> **Data shown**
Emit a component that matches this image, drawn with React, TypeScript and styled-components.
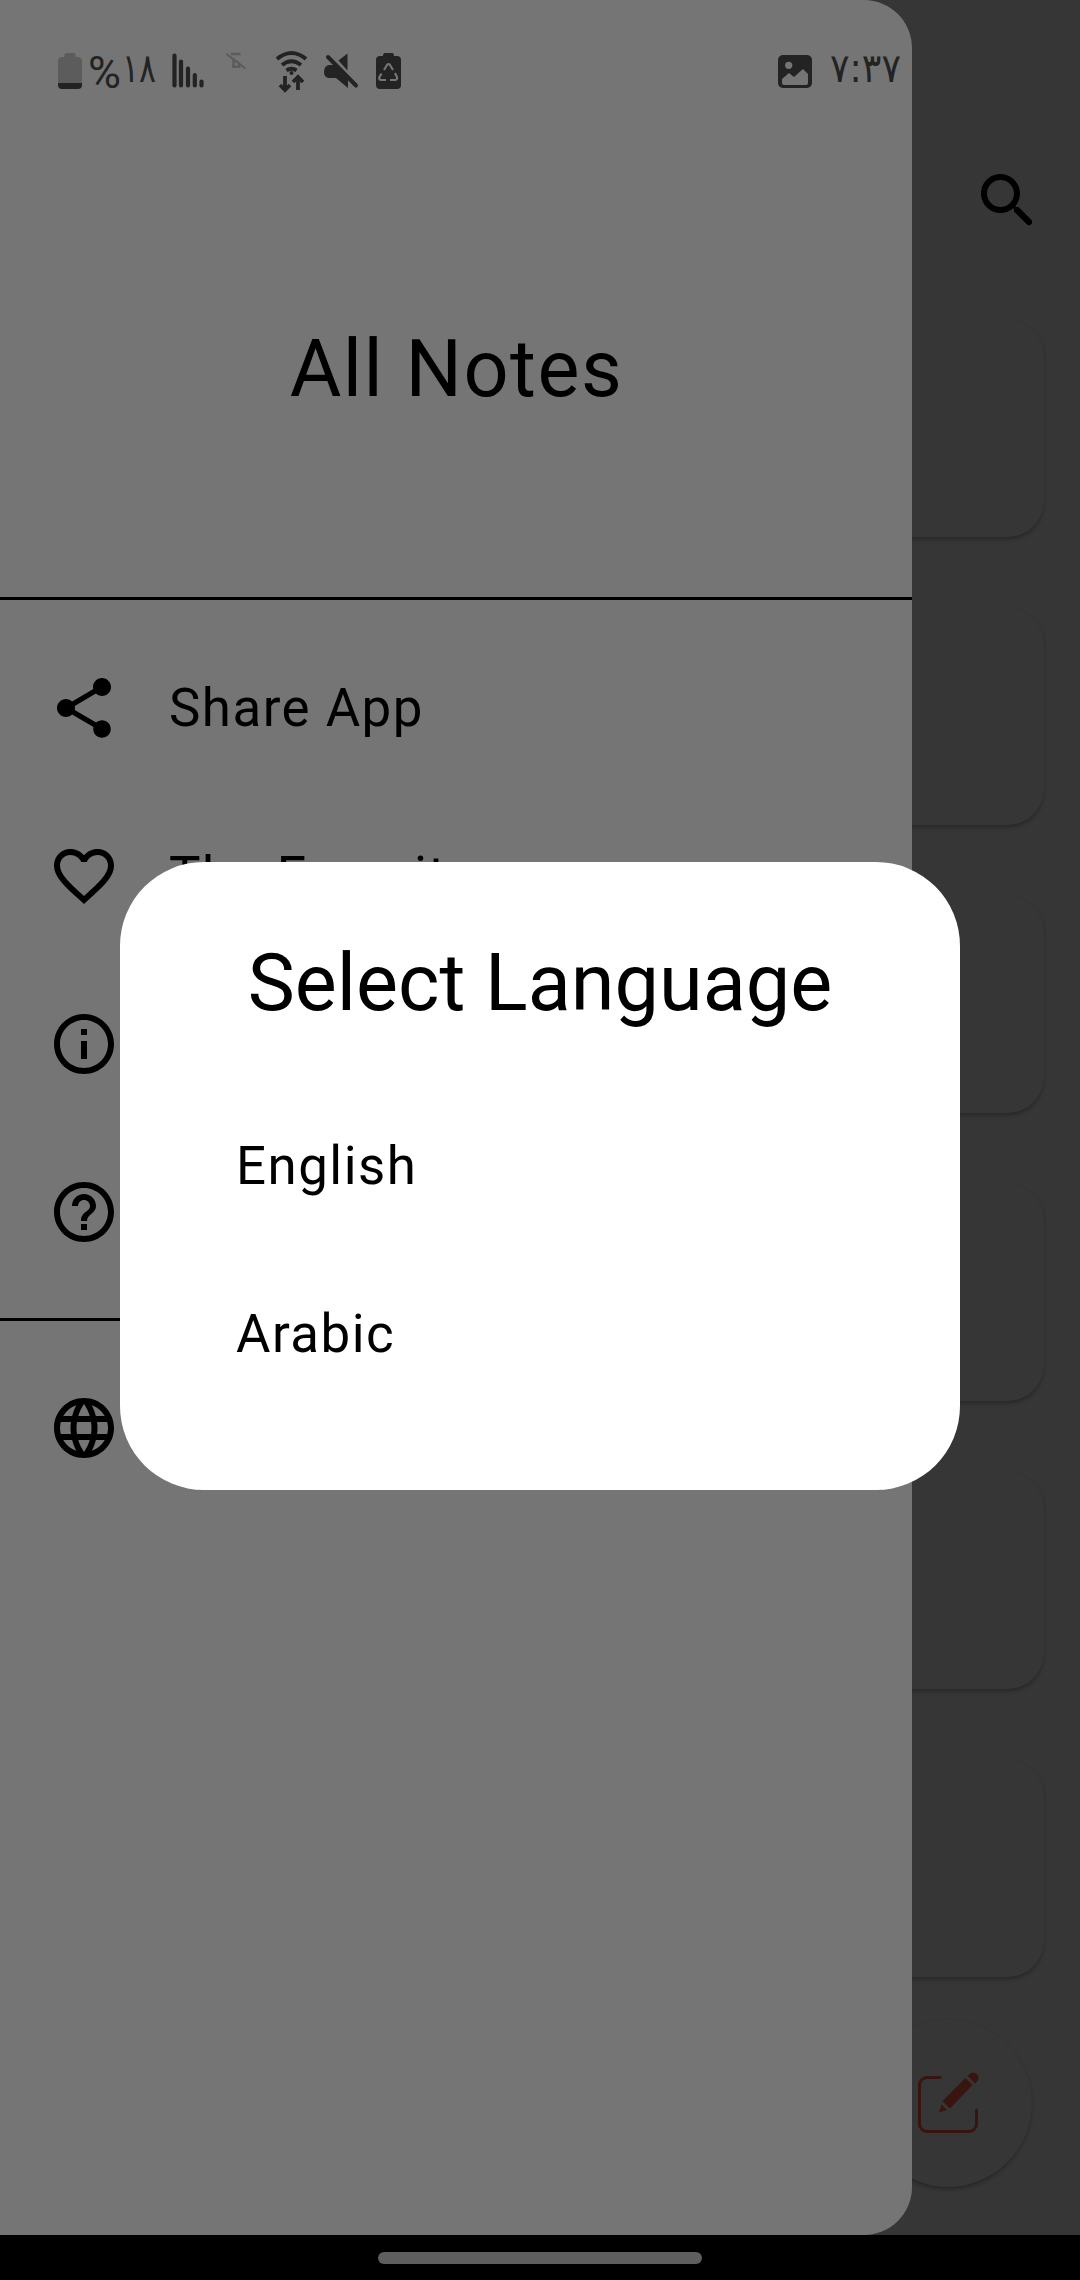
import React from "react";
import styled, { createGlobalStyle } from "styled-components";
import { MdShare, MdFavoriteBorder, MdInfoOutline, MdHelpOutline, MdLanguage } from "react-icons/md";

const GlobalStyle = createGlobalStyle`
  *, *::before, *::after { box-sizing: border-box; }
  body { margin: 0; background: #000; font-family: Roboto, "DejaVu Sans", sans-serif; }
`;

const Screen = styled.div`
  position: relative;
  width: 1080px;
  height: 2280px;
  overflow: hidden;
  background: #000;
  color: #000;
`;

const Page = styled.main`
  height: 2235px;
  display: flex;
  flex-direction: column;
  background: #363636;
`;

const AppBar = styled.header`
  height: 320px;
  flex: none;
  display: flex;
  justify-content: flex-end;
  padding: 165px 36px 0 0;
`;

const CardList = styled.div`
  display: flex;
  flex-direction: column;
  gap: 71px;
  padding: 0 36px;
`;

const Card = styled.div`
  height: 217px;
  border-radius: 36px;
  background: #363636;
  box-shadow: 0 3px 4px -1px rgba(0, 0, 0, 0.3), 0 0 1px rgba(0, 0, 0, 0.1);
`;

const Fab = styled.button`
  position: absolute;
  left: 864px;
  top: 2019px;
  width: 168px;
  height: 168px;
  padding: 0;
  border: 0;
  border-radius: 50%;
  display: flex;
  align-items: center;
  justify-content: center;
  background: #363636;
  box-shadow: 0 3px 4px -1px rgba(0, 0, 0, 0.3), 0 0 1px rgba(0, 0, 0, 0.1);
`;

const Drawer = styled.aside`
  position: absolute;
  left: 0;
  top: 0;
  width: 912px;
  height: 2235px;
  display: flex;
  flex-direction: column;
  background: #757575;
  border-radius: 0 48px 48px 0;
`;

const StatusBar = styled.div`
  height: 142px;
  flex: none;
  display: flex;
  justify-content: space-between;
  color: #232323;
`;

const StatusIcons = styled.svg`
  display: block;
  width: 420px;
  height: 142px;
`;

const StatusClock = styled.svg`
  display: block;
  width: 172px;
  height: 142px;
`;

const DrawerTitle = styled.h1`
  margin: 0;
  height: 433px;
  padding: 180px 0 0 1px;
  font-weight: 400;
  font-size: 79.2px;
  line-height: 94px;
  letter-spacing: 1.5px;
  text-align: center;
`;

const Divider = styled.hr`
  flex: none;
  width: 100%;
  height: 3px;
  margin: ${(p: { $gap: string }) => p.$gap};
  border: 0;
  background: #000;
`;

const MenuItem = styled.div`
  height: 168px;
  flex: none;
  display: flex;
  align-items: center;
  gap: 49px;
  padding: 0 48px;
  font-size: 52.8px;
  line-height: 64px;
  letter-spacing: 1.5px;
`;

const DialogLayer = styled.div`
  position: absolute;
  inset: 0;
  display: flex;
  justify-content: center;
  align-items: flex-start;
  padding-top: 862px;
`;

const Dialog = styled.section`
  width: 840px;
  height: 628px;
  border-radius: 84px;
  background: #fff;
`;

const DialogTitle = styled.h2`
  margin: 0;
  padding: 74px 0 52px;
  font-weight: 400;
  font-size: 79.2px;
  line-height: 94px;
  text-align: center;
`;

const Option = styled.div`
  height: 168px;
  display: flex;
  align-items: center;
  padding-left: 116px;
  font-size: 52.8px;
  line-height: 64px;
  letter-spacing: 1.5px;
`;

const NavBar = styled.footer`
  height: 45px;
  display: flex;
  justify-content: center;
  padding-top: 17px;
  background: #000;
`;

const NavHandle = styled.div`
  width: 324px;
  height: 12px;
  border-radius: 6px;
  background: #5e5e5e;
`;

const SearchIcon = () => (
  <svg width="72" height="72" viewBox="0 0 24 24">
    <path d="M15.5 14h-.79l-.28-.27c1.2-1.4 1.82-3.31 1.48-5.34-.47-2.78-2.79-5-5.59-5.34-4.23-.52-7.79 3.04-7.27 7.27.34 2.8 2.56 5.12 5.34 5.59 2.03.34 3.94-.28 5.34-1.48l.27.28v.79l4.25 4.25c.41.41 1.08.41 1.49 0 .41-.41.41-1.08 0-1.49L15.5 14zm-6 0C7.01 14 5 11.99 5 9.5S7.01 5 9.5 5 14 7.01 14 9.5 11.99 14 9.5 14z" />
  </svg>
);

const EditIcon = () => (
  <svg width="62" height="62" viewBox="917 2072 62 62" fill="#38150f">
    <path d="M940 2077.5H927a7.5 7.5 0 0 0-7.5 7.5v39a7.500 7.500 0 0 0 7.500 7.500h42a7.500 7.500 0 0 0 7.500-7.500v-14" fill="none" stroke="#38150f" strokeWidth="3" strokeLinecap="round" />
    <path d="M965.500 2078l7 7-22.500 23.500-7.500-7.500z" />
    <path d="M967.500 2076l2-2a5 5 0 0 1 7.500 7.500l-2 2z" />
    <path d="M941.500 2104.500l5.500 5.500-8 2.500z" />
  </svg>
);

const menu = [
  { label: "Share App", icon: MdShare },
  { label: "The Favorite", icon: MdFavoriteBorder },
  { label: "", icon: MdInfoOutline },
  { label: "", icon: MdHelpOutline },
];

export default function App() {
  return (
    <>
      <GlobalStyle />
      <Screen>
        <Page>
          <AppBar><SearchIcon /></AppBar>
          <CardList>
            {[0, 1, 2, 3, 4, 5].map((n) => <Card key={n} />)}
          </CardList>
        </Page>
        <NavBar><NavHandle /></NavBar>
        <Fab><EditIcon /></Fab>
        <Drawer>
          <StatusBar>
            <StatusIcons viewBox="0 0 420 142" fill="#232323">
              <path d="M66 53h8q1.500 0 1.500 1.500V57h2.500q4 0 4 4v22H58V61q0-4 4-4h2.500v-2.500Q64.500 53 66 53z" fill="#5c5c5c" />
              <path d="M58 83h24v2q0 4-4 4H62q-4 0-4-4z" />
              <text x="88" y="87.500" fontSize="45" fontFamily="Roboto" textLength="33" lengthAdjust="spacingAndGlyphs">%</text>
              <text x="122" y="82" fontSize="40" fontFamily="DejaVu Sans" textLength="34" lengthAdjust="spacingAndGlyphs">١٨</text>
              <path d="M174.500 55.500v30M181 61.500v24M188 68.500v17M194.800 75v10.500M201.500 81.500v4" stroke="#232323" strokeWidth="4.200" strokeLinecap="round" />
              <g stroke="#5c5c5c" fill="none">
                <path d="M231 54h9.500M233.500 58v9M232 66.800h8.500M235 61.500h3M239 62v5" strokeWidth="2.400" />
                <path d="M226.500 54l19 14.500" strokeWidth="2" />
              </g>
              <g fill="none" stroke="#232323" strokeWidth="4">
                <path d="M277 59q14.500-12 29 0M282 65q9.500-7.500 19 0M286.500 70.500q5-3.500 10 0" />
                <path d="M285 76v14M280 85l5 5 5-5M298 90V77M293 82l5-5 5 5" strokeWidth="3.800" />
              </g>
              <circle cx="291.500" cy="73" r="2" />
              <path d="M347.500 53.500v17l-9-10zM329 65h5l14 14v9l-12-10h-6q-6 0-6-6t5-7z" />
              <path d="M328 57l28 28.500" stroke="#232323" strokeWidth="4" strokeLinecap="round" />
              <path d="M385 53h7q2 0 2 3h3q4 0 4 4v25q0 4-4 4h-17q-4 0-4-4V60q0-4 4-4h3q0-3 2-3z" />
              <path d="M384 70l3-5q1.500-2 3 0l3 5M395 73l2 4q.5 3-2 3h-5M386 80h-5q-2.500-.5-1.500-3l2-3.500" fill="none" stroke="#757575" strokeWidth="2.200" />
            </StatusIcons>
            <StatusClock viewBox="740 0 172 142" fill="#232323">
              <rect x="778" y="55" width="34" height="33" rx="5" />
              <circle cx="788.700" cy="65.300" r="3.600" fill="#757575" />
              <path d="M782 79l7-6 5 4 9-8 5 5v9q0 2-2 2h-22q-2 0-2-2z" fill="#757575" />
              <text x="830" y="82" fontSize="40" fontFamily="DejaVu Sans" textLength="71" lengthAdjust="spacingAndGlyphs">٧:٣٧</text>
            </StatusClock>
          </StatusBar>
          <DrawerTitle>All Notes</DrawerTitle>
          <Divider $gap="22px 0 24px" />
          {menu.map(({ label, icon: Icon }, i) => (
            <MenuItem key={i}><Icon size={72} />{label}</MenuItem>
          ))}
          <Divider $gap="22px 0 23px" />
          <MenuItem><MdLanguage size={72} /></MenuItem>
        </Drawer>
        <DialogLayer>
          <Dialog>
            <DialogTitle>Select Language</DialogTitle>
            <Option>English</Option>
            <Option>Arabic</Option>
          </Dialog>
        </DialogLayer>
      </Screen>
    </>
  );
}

> **Work to complete**
Look above for every line with the word "components" and copy it.

> **Expected output**
Emit a component that matches this image, drawn with React, TypeScript and styled-components.
import styled, { createGlobalStyle } from "styled-components";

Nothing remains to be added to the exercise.